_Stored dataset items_
________________________________________

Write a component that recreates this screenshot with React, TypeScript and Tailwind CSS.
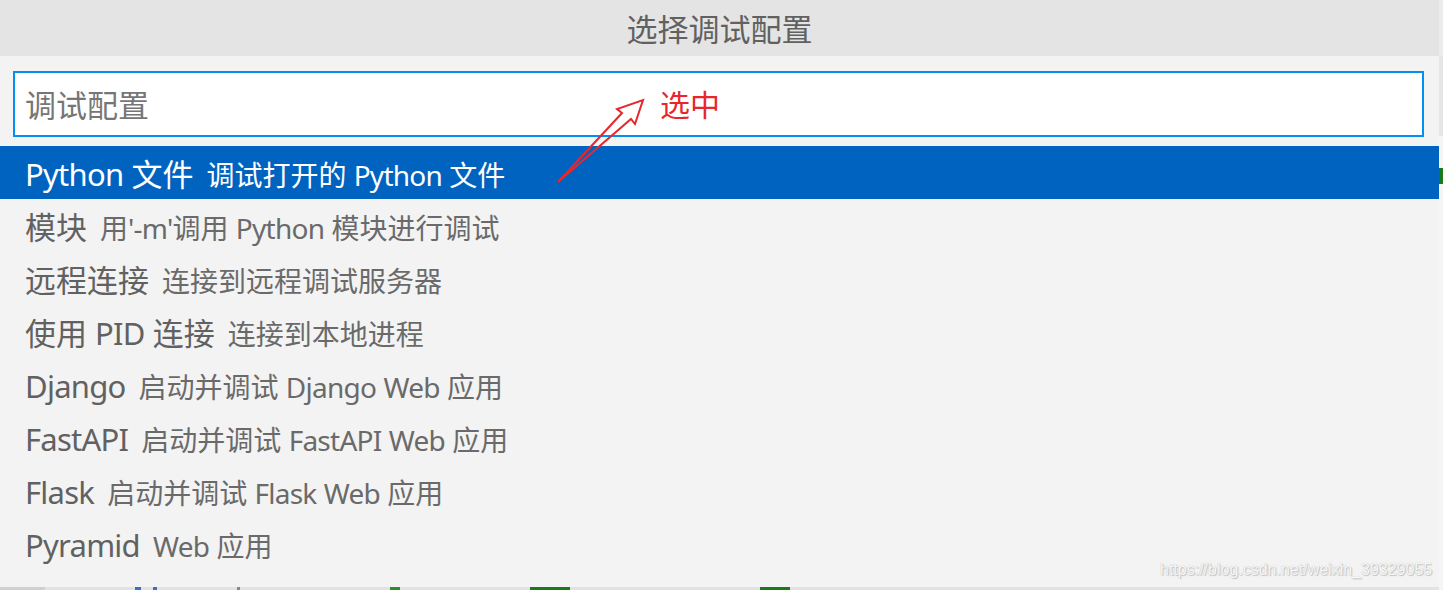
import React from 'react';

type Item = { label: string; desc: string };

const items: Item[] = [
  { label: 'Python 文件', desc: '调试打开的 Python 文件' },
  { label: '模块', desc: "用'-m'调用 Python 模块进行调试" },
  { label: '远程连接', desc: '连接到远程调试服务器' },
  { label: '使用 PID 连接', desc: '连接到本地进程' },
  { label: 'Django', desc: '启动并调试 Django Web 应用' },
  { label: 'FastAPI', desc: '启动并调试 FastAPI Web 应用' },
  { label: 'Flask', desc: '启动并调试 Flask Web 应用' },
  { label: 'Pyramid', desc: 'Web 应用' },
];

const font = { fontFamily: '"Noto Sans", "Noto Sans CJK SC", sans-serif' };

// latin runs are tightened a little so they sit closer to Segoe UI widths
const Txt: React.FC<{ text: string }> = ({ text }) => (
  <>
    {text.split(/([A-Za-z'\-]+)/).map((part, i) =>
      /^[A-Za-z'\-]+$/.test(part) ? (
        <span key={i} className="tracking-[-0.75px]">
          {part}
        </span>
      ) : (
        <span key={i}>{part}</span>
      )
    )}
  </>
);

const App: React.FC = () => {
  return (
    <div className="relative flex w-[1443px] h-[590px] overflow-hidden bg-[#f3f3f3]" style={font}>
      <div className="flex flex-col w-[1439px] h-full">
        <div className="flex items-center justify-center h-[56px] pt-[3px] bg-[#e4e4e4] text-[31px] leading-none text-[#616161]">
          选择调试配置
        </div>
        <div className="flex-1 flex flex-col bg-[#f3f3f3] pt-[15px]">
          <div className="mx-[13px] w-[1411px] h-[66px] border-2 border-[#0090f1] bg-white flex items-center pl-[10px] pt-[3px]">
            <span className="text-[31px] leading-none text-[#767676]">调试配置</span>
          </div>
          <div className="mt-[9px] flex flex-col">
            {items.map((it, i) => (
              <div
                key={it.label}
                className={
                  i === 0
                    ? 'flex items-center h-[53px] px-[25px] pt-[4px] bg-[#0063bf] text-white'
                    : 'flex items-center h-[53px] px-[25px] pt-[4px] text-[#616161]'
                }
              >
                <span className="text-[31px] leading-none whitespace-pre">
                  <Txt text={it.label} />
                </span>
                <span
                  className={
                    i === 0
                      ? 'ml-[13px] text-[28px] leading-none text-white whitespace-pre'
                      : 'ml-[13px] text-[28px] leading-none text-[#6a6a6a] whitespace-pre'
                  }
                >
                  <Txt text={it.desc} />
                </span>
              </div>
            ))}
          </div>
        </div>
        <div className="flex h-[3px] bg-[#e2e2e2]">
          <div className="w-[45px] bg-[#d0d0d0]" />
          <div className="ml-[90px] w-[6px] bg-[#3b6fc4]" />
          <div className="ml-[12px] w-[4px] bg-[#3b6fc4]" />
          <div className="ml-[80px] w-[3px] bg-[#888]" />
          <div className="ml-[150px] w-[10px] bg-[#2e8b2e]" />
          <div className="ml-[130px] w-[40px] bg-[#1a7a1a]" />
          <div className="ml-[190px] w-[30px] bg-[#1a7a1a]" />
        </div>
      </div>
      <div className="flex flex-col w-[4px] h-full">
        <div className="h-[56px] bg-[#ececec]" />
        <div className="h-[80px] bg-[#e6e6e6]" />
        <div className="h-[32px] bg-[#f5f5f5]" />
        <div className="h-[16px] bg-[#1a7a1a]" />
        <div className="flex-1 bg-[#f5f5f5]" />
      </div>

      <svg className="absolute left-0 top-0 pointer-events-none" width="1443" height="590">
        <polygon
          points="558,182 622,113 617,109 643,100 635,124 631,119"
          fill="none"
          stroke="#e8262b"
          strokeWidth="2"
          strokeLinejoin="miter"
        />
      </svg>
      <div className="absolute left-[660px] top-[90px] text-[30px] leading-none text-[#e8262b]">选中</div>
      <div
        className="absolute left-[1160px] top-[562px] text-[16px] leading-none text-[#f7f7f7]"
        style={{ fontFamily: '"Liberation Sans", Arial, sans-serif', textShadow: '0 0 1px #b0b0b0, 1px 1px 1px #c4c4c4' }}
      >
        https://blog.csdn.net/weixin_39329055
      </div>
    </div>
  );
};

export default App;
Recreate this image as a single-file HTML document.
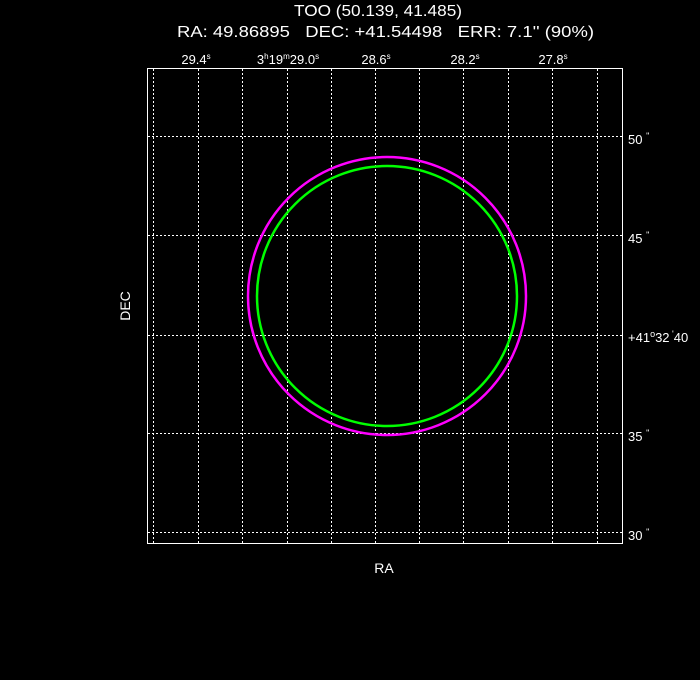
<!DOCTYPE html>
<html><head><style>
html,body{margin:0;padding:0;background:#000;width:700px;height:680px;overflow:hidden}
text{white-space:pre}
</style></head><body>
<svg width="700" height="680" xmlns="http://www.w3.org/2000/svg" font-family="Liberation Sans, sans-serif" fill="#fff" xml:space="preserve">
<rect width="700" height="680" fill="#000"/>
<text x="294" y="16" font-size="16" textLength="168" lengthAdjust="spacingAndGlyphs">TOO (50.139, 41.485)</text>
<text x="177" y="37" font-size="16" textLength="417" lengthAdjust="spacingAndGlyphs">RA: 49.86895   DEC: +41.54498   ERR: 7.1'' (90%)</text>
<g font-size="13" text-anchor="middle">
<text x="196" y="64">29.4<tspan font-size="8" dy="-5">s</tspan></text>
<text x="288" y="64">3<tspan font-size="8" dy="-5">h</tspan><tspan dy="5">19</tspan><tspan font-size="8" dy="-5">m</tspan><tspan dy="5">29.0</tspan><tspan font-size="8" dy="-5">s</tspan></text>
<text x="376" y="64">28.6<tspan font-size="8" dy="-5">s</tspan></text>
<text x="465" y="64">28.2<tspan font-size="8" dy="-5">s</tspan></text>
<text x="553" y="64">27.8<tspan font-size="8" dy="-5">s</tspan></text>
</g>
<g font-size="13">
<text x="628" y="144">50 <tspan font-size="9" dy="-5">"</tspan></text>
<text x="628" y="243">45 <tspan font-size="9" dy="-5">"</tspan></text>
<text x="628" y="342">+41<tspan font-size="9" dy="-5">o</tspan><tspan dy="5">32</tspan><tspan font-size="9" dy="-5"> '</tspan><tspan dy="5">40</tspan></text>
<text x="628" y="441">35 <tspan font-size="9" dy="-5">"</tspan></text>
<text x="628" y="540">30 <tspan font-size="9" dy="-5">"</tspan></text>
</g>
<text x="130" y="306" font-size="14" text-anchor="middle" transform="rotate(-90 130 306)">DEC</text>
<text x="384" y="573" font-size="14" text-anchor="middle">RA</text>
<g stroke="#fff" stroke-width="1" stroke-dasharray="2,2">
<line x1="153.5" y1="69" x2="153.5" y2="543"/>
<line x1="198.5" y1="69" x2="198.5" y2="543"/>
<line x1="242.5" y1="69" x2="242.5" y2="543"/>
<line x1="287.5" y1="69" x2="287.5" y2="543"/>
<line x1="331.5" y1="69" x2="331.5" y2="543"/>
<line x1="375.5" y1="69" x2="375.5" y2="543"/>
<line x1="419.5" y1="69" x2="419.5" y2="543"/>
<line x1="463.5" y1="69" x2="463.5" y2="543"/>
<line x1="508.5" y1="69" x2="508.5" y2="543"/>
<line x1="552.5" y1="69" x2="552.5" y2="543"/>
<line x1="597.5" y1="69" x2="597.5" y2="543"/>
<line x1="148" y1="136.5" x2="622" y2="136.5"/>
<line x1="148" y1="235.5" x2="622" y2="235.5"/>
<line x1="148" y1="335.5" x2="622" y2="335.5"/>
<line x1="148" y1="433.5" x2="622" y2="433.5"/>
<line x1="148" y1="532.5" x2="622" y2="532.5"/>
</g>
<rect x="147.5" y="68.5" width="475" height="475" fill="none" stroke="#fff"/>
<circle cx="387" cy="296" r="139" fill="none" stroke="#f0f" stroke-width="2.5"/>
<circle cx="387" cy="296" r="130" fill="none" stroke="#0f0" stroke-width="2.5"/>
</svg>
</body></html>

________________________________________

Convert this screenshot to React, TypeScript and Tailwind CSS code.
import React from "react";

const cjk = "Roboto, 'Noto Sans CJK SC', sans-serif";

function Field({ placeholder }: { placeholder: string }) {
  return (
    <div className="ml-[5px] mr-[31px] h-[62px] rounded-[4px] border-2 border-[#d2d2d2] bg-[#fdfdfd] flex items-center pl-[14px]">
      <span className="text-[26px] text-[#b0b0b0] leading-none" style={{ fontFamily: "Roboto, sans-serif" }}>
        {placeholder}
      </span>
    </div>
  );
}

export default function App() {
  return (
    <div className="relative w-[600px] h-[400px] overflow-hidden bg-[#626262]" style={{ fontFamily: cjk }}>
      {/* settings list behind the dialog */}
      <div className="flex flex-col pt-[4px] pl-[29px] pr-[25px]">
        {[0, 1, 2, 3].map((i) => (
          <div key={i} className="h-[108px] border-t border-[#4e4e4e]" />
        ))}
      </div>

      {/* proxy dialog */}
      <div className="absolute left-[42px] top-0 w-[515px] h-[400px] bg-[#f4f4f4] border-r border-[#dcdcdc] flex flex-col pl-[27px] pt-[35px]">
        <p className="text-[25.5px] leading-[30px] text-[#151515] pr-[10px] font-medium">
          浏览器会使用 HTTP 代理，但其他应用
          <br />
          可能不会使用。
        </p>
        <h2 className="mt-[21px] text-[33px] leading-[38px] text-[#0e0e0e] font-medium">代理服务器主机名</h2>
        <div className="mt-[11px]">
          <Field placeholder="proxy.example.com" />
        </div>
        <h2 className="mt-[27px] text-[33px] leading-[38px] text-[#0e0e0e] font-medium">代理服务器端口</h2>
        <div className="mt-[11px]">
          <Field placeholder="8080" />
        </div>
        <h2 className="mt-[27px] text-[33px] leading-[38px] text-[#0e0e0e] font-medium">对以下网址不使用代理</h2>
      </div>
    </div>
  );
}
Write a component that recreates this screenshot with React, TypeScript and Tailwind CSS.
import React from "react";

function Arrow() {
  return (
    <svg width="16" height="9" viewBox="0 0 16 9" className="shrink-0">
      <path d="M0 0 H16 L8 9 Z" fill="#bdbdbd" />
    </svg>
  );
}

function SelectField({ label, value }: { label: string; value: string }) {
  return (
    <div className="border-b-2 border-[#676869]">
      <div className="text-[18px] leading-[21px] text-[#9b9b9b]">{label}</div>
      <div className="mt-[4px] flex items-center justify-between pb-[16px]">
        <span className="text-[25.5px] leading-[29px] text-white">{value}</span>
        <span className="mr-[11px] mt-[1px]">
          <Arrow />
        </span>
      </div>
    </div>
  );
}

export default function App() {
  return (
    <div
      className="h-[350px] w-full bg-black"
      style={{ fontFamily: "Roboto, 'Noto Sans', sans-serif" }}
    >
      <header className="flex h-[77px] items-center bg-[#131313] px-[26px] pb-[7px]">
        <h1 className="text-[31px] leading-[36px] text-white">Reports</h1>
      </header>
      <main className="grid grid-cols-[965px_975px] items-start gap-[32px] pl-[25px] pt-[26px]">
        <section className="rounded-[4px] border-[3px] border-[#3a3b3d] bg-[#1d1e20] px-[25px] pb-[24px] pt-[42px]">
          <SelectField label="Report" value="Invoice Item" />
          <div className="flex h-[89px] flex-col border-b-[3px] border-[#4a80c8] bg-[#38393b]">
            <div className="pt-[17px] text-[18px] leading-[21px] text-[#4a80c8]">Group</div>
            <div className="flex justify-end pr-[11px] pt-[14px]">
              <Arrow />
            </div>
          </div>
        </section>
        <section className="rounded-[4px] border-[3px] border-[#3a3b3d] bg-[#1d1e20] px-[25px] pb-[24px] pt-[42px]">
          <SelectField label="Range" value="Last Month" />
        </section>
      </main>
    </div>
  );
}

________________________________________

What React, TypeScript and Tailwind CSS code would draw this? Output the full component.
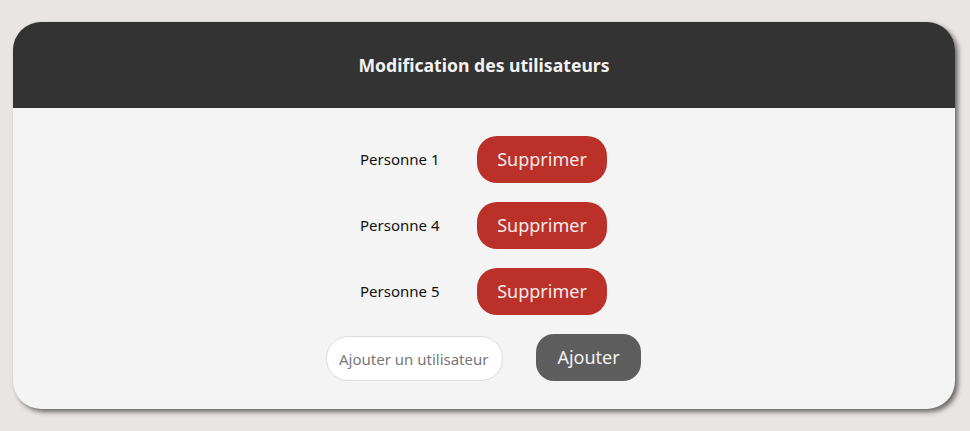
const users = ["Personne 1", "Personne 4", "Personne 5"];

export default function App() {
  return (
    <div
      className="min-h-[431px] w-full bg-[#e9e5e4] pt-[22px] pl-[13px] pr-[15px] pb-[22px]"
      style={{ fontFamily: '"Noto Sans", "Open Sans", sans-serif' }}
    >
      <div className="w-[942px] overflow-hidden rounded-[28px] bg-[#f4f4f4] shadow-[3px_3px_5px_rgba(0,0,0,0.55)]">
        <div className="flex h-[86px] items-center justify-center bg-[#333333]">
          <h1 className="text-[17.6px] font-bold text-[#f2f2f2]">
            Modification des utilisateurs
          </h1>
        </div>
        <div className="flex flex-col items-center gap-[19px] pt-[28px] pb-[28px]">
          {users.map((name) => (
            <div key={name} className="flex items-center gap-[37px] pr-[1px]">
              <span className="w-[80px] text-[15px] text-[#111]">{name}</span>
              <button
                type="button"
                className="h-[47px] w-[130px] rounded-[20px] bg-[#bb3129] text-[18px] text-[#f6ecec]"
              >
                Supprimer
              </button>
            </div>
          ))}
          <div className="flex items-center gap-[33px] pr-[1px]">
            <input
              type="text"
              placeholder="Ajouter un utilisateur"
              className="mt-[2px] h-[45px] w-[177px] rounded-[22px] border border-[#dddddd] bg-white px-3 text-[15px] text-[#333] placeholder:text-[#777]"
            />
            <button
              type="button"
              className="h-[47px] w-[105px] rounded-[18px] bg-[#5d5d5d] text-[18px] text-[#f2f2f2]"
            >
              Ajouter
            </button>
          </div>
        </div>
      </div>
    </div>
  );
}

________________________________________

_DIRECTIONS_
Please list every line of the records that contains "this".

_SOLUTION BELOW_
Write a component that recreates this screenshot with React, TypeScript and Tailwind CSS.
Recreate this image as a single-file HTML document.
Convert this screenshot to React, TypeScript and Tailwind CSS code.
Write a component that recreates this screenshot with React, TypeScript and Tailwind CSS.
What React, TypeScript and Tailwind CSS code would draw this? Output the full component.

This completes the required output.